Additionally, it is often required to describe parts that are at differing radial positions with regard to a center axis. The term “radial” refers to movement or position perpendicular to an axis. In cases such as this, if a first component resides closer to the axis than a second component, it will be stated herein that the first component is “radially inward” or “inboard” of the second component. If, on the other hand, the first component resides further from the axis than the second component, it may be stated herein that the first component is “radially outward” or “outboard” of the second component. The term “axial” refers to movement or position parallel to an axis. Finally, the term “circumferential” refers to movement or position around an axis. It will be appreciated that such terms may be applied in relation to the center axis of the turbine.

Where an element or layer is referred to as being “on,” “engaged to,” “connected to” or “coupled to” another element or layer, it may be directly on, engaged, connected or coupled to the other element or layer, or intervening elements or layers may be present. In contrast, when an element is referred to as being “directly on,” “directly engaged to,” “directly connected to” or “directly coupled to” another element or layer, there may be no intervening elements or layers present. Other words used to describe the relationship between elements should be interpreted in a like fashion (e.g., “between” versus “directly between,” “adjacent” versus “directly adjacent,” etc.). As used herein, the term “and/or” includes any and all combinations of one or more of the associated listed items.

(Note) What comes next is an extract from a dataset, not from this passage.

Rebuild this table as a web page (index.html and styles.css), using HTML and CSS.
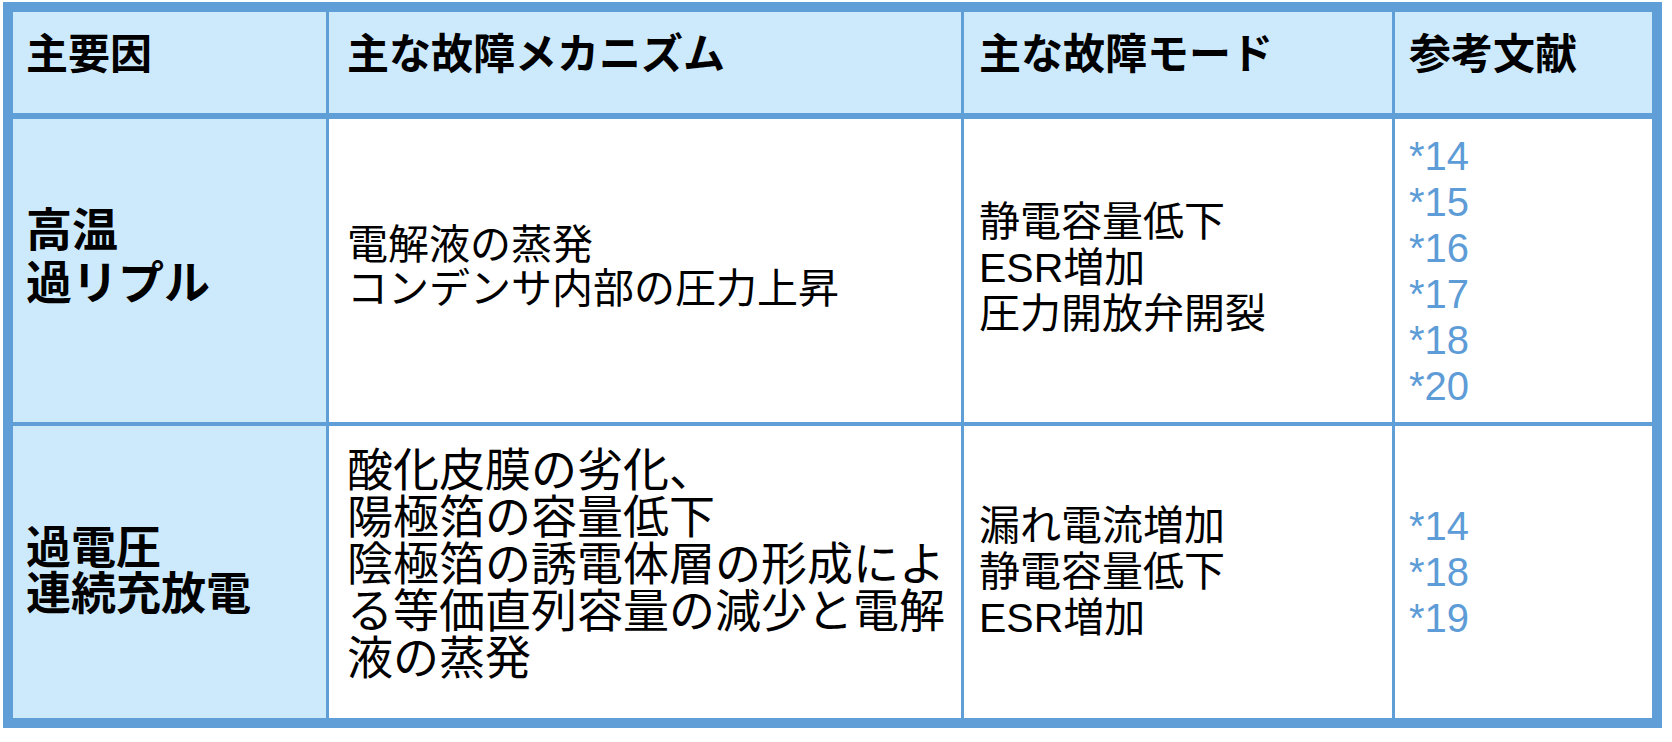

As indicated above, the disclosure provides embodiments of a combustor head end assembly and a combustor. The combustor may include a combustor liner defining a combustion region including a primary, head end combustion zone and a secondary, axial fuel staging (AFS) combustion zone downstream from the primary combustion zone. A flow sleeve surrounds at least part of the combustor liner. The flow sleeve includes a plurality of cooling openings therein to direct a first air flow at a high pressure (e.g., compressor discharge pressure) from a first air source to cool an outer surface of the combustor liner and to create a second air flow at a lower pressure than the high pressure in an annulus between the combustor liner and the flow sleeve.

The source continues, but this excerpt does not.